One of the most significant law of tort cases in the US is the Palsgraf v. Long Island Railroad Co., 248 N.Y. 339, 162 N.E. 99 (N.Y. 1928). The case can aptly be described as significant since its effects shaped and established the concepts of the scope of business liability, the relevance of proximate cause and the limits of negligence.
At the heart of the case is Mrs. Helen Palsgraf who was waiting on a Long Island Railway train platform, until two men approached running after a train. As a security officer helped one of the men get on board, the man dropped his package. Since this luggage contained explosives, an explosion of a very powerful scale resulted there-from. This resulted in Palsgraf’s injury. Mrs. Palsgraf entered a personal injury lawsuit against the company, Long Island Railroad. The two main issues that emerged from the case are: the manner of determination of the duty of care; and the person to whom the party owes its duty of due care.
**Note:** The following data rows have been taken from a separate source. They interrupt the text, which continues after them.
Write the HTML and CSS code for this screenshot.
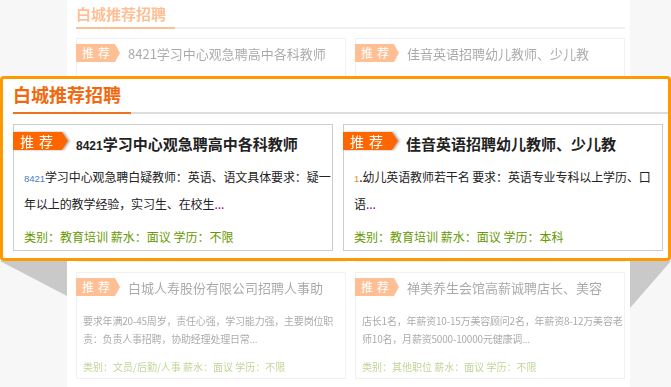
FILE: index.html
```html
<!DOCTYPE html>
<html lang="zh-CN">
<head>
  <meta charset="UTF-8" />
  <meta name="viewport" content="width=device-width, initial-scale=1.0" />
  <title>白城推荐招聘</title>
  <link rel="stylesheet" href="styles.css">
</head>
<body>

  <div class="page">
    <div class="side"></div>
    <div class="main">
      <div class="bg-content">
        <div class="bg-head"><span>白城推荐招聘</span></div>
        <div class="bg-grid">
          <div class="bg-card">
            <div class="bg-card-head"><span class="bg-tag">推荐</span><span class="bg-name">8421学习中心观急聘高中各科教师</span></div>
          </div>
          <div class="bg-card">
            <div class="bg-card-head"><span class="bg-tag">推荐</span><span class="bg-name">佳音英语招聘幼儿教师、少儿教</span></div>
          </div>
          <div class="bg-card"></div>
          <div class="bg-card"></div>
          <div class="bg-card">
            <div class="bg-card-head"><span class="bg-tag">推荐</span><span class="bg-name">白城人寿股份有限公司招聘人事助</span></div>
            <p class="bg-desc">要求年满20-45周岁，责任心强，学习能力强，主要岗位职责：负责人事招聘，协助经理处理日常...</p>
            <p class="bg-meta">类别：文员/后勤/人事 薪水：面议 学历：不限</p>
          </div>
          <div class="bg-card">
            <div class="bg-card-head"><span class="bg-tag">推荐</span><span class="bg-name">禅美养生会馆高薪诚聘店长、美容</span></div>
            <p class="bg-desc">店长1名，年薪资10-15万美容顾问2名，年薪资8-12万美容老师10名，月薪资5000-10000元健康调...</p>
            <p class="bg-meta">类别：其他职位 薪水：面议 学历：不限</p>
          </div>
        </div>
      </div>
    </div>
    <div class="side"></div>
  </div>

  <div class="corner corner-left"></div>
  <div class="corner corner-right"></div>

  <div class="zoom-panel">
    <div class="zoom-head"><span>白城推荐招聘</span></div>
    <div class="zoom-grid">
      <div class="job-card">
        <div class="job-head">
          <span class="tag-wrap"><span class="tag">推荐</span></span>
          <span class="job-name"><span class="num">8421</span>学习中心观急聘高中各科教师</span>
        </div>
        <p class="job-desc"><span class="num blue">8421</span>学习中心观急聘白疑教师：英语、语文具体要求：疑一年以上的教学经验，实习生、在校生<span class="more">...</span></p>
        <p class="job-meta">类别：教育培训 薪水：面议 学历：不限</p>
      </div>
      <div class="job-card">
        <div class="job-head">
          <span class="tag-wrap"><span class="tag">推荐</span></span>
          <span class="job-name">佳音英语招聘幼儿教师、少儿教</span>
        </div>
        <p class="job-desc"><span class="num orange">1</span>.幼儿英语教师若干名 要求：英语专业专科以上学历、口语<span class="more">...</span></p>
        <p class="job-meta">类别：教育培训 薪水：面议 学历：本科</p>
      </div>
    </div>
  </div>

</body>
</html>
```

FILE: styles.css
```css
* {
  box-sizing: border-box;
}
body {
  margin: 0;
  width: 671px;
  height: 387px;
  overflow: hidden;
  position: relative;
  font-family: "Noto Sans CJK SC", "Liberation Sans", sans-serif;
  color: #333;
}
p {
  margin: 0;
}
.num {
  font-family: "Liberation Sans", sans-serif;
  font-size: 0.8em;
}

/* faded page behind the magnifier */
.page {
  display: flex;
  height: 387px;
}
.side {
  width: 67px;
  background-color: #f7f7f7;
}
.side:last-child {
  flex: 1;
}
.main {
  width: 563px;
  background-color: #fff;
}
.bg-content {
  padding: 0 5px 0 9px;
  opacity: 0.42;
  filter: blur(0.6px);
}
.bg-head {
  height: 29px;
  line-height: 27px;
  border-bottom: 2px solid #ddd;
  font-size: 15px;
  font-weight: bold;
  color: #f60;
}
.bg-head span {
  display: inline-block;
  width: 99px;
  border-bottom: 2px solid #f60;
}
.bg-grid {
  margin-top: 9px;
  display: grid;
  grid-template-columns: 270px 270px;
  grid-auto-rows: 107px;
  gap: 10px 9px;
}
.bg-card {
  border: 1px solid #ddd;
  padding: 0 0 0 6px;
}
.bg-card-head {
  display: flex;
  align-items: center;
  margin: 5px 0 0 -7px;
  height: 18px;
}
.bg-tag {
  width: 44px;
  height: 18px;
  line-height: 18px;
  padding-left: 6px;
  background-color: #f60;
  color: #fff;
  font-size: 12px;
  letter-spacing: 4px;
  clip-path: polygon(0 0, 39px 0, 44px 50%, 39px 100%, 0 100%);
}
.bg-name {
  margin-left: 8px;
  font-size: 13px;
  color: #333;
  white-space: nowrap;
}
.bg-desc {
  margin-top: 16px;
  height: 36px;
  font-size: 10px;
  line-height: 18px;
  letter-spacing: -0.2px;
  color: #333;
}
.bg-meta {
  margin-top: 10px;
  font-size: 10px;
  line-height: 18px;
  color: #690;
}

/* perspective corners */
.corner {
  position: absolute;
  top: 261px;
  background-color: #c9c9c9;
}
.corner-left {
  left: 0;
  width: 67px;
  height: 35px;
  clip-path: polygon(0 0, 100% 0, 100% 100%);
}
.corner-right {
  left: 630px;
  width: 41px;
  height: 47px;
  clip-path: polygon(0 0, 100% 0, 0 100%);
}

/* magnified block */
.zoom-panel {
  position: absolute;
  left: 0;
  top: 76px;
  width: 671px;
  height: 185px;
  border: 3px solid #f90;
  border-radius: 4px;
  background-color: #fff;
  padding: 0 0 0 10px;
}
.zoom-head {
  height: 35px;
  line-height: 31px;
  border-bottom: 2px solid #ddd;
  font-size: 18px;
  font-weight: bold;
  color: #f0690f;
}
.zoom-head span {
  display: inline-block;
  width: 118px;
  border-bottom: 2px solid #f07020;
  margin-bottom: -2px;
  height: 35px;
}
.zoom-grid {
  margin-top: 10px;
  display: grid;
  grid-template-columns: 320px 320px;
  gap: 10px;
}
.job-card {
  height: 127px;
  border: 1px solid #ccc;
  padding: 0 0 0 10px;
}
.job-head {
  display: flex;
  align-items: center;
  height: 18px;
  margin: 7px 0 0 -11px;
}
.tag-wrap {
  filter: drop-shadow(2px 0 1px rgba(0, 0, 0, 0.3));
}
.tag {
  display: block;
  width: 55px;
  height: 18px;
  line-height: 18px;
  padding-left: 7px;
  background-color: #f60;
  color: #fff;
  font-size: 14px;
  letter-spacing: 5px;
  clip-path: polygon(0 0, 49px 0, 55px 50%, 49px 100%, 0 100%);
}
.job-name {
  margin: 4px 0 0 8px;
  font-size: 15px;
  font-weight: bold;
  color: #222;
  white-space: nowrap;
}
.job-desc {
  margin-top: 14px;
  height: 50px;
  font-size: 12px;
  line-height: 25px;
  letter-spacing: -0.1px;
  color: #222;
}
.blue {
  color: #4a7fc8;
}
.orange {
  color: #e8883a;
}
.more {
  color: #909;
}
.job-meta {
  margin-top: 10px;
  font-size: 12px;
  line-height: 25px;
  color: #690;
}
```
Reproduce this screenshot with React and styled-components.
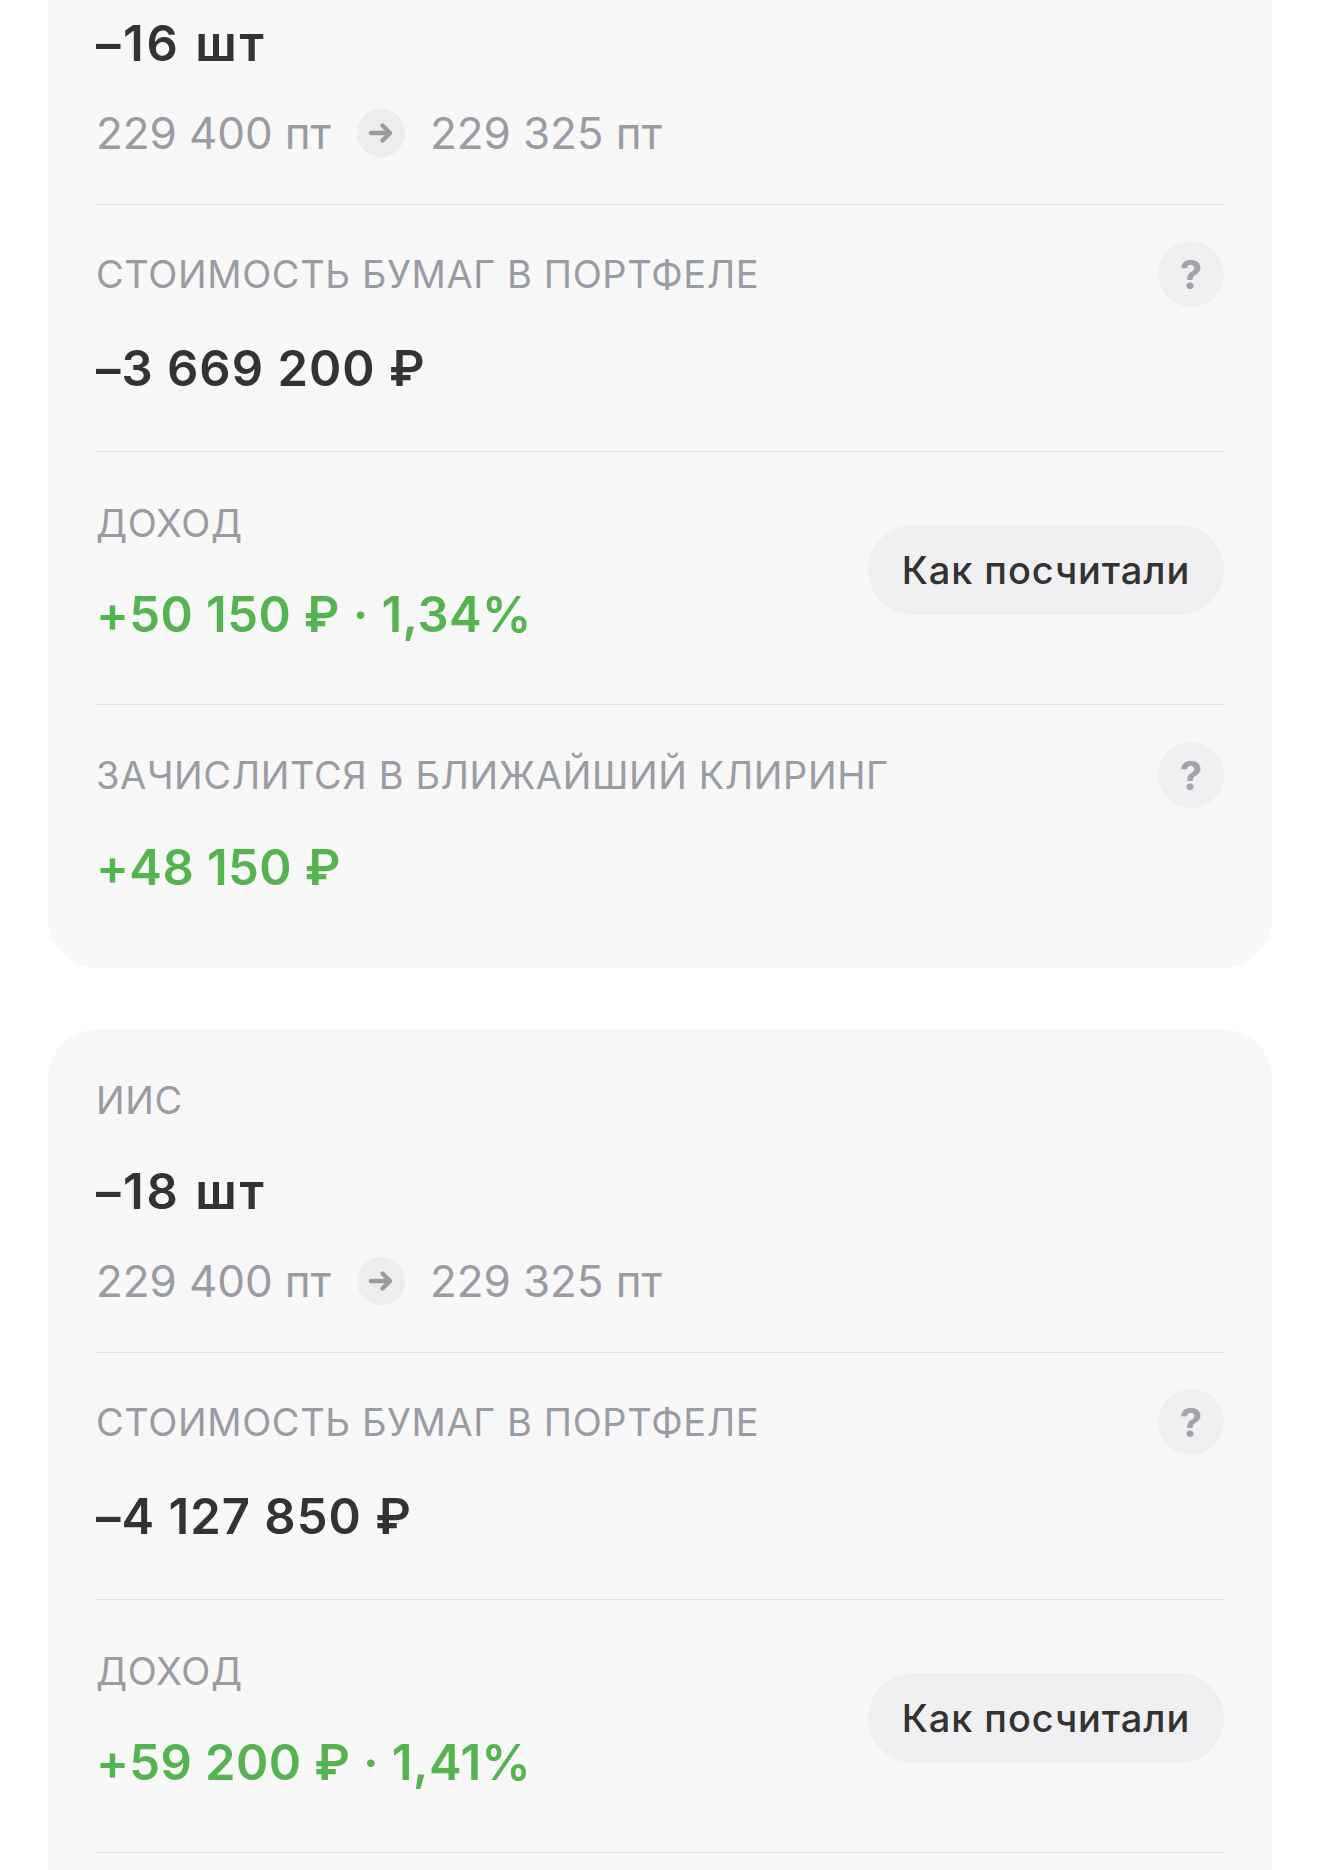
import React from 'react';
import styled, { createGlobalStyle } from 'styled-components';

const GlobalStyle = createGlobalStyle`
  html, body {
    margin: 0;
    padding: 0;
    background: #fff;
  }
  body {
    height: 1870px;
    overflow: hidden;
    font-family: Inter, "Liberation Sans", sans-serif;
  }
`;

const Page = styled.div`
  display: flex;
  flex-direction: column;
  gap: 61px;
  padding: 0 48px;
`;

const Card = styled.div`
  background: #f8f8f9;
  border-radius: ${(p) => (p.$cut ? '0 0 50px 50px' : '50px')};
  padding: 0 48px;
`;

const Section = styled.div`
  display: flex;
  align-items: center;
  justify-content: space-between;
  padding: ${(p) => p.$pad};
  & + & {
    border-top: 1px solid #e2e2e4;
  }
`;

const Content = styled.div`
  flex: 1;
  min-width: 0;
`;

const LabelRow = styled.div`
  display: flex;
  align-items: center;
  justify-content: space-between;
  height: 66px;
`;

const Label = styled.div`
  font-size: 38px;
  font-weight: 400;
  letter-spacing: 0.6px;
  color: #9a9ca3;
`;

const Value = styled.div`
  margin-top: ${(p) => p.$gap}px;
  font-size: 49px;
  line-height: 58px;
  font-weight: 600;
  letter-spacing: ${(p) => p.$spacing || 1}px;
  color: ${(p) => (p.$green ? '#55b44f' : '#333333')};
`;

const PriceRow = styled.div`
  display: flex;
  align-items: center;
  height: 56px;
  margin-top: 32px;
  font-size: 44px;
  letter-spacing: -0.1px;
  color: #9a9ca3;
`;

const ArrowCircle = styled.span`
  display: flex;
  align-items: center;
  justify-content: center;
  width: 48px;
  height: 48px;
  margin: 0 25px 0 26px;
  border-radius: 50%;
  background: #eceded;
`;

const HelpButton = styled.div`
  display: flex;
  align-items: center;
  justify-content: center;
  width: 66px;
  height: 66px;
  border-radius: 50%;
  background: #f0f0f2;
  font-size: 40px;
  font-weight: 700;
  color: #a3a4ab;
`;

const CalcButton = styled.div`
  display: flex;
  align-items: center;
  justify-content: center;
  flex-shrink: 0;
  width: 356px;
  height: 90px;
  margin-top: 5px;
  border-radius: 45px;
  background: #f0f0f2;
  font-size: 38px;
  font-weight: 500;
  letter-spacing: 0.9px;
  color: #333333;
`;

const Arrow = () => (
  <svg width="26" height="26" viewBox="0 0 26 26" fill="none">
    <path
      d="M3 13h19M14.5 5.5L22 13l-7.5 7.5"
      stroke="#9a9ca3"
      strokeWidth="4.4"
      strokeLinecap="round"
      strokeLinejoin="round"
    />
  </svg>
);

const cards = [
  {
    cut: true,
    qty: '–16 шт',
    cost: '–3 669 200 ₽',
    income: '+50 150 ₽ · 1,34%',
    credit: '+48 150 ₽',
  },
  {
    label: 'ИИС',
    qty: '–18 шт',
    cost: '–4 127 850 ₽',
    income: '+59 200 ₽ · 1,41%',
  },
];

function AccountCard({ data }) {
  return (
    <Card $cut={data.cut}>
      <Section $pad={data.cut ? '15px 0 43px' : '38px 0 43px'}>
        <Content>
          {data.label && (
            <LabelRow>
              <Label>{data.label}</Label>
            </LabelRow>
          )}
          <Value $gap={data.label ? 30 : 0} $spacing={2.6}>{data.qty}</Value>
          <PriceRow>
            229 400 пт
            <ArrowCircle>
              <Arrow />
            </ArrowCircle>
            229 325 пт
          </PriceRow>
        </Content>
      </Section>

      <Section $pad="36px 0 53px">
        <Content>
          <LabelRow>
            <Label>СТОИМОСТЬ БУМАГ В ПОРТФЕЛЕ</Label>
            <HelpButton>?</HelpButton>
          </LabelRow>
          <Value $gap={33}>{data.cost}</Value>
        </Content>
      </Section>

      <Section $pad="38px 0 60px">
        <Content>
          <LabelRow>
            <Label>ДОХОД</Label>
          </LabelRow>
          <Value $green $spacing={0.4} $gap={30}>{data.income}</Value>
        </Content>
        <CalcButton>Как посчитали</CalcButton>
      </Section>

      <Section $pad="37px 0 71px">
        {data.credit && (
          <Content>
            <LabelRow>
              <Label>ЗАЧИСЛИТСЯ В БЛИЖАЙШИЙ КЛИРИНГ</Label>
              <HelpButton>?</HelpButton>
            </LabelRow>
            <Value $green $spacing={0.4} $gap={31}>{data.credit}</Value>
          </Content>
        )}
      </Section>
    </Card>
  );
}

export default function App() {
  return (
    <>
      <GlobalStyle />
      <Page>
        {cards.map((c) => (
          <AccountCard key={c.qty} data={c} />
        ))}
      </Page>
    </>
  );
}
In this case, the Court of Appeals ruled against the favor of Mrs. Palsgraf. The court maintained that there was no direct relationship between the guard’s action (of pulling the second passenger on board) and Palsgraf’s injury. The crux of the matter is that there has to be a direct nexus between the guard’s action and Mrs. Palsgraf’s injury, in order for liability to be cited. The Senior Judge Benjamin Cardozo, while writing for the three-judge bench, maintained that the guard in no way was aware of the presence of the explosion in the package. Therefore, by shoving the passenger inside, he was not aware that an explosion would ensue.
Cardozo continued that even the most cautious mind could not guess the presence of danger in the package. Moreover, there was no way the soldier’s action of pushing the passenger into the train directly affected Mrs. Palsgraf.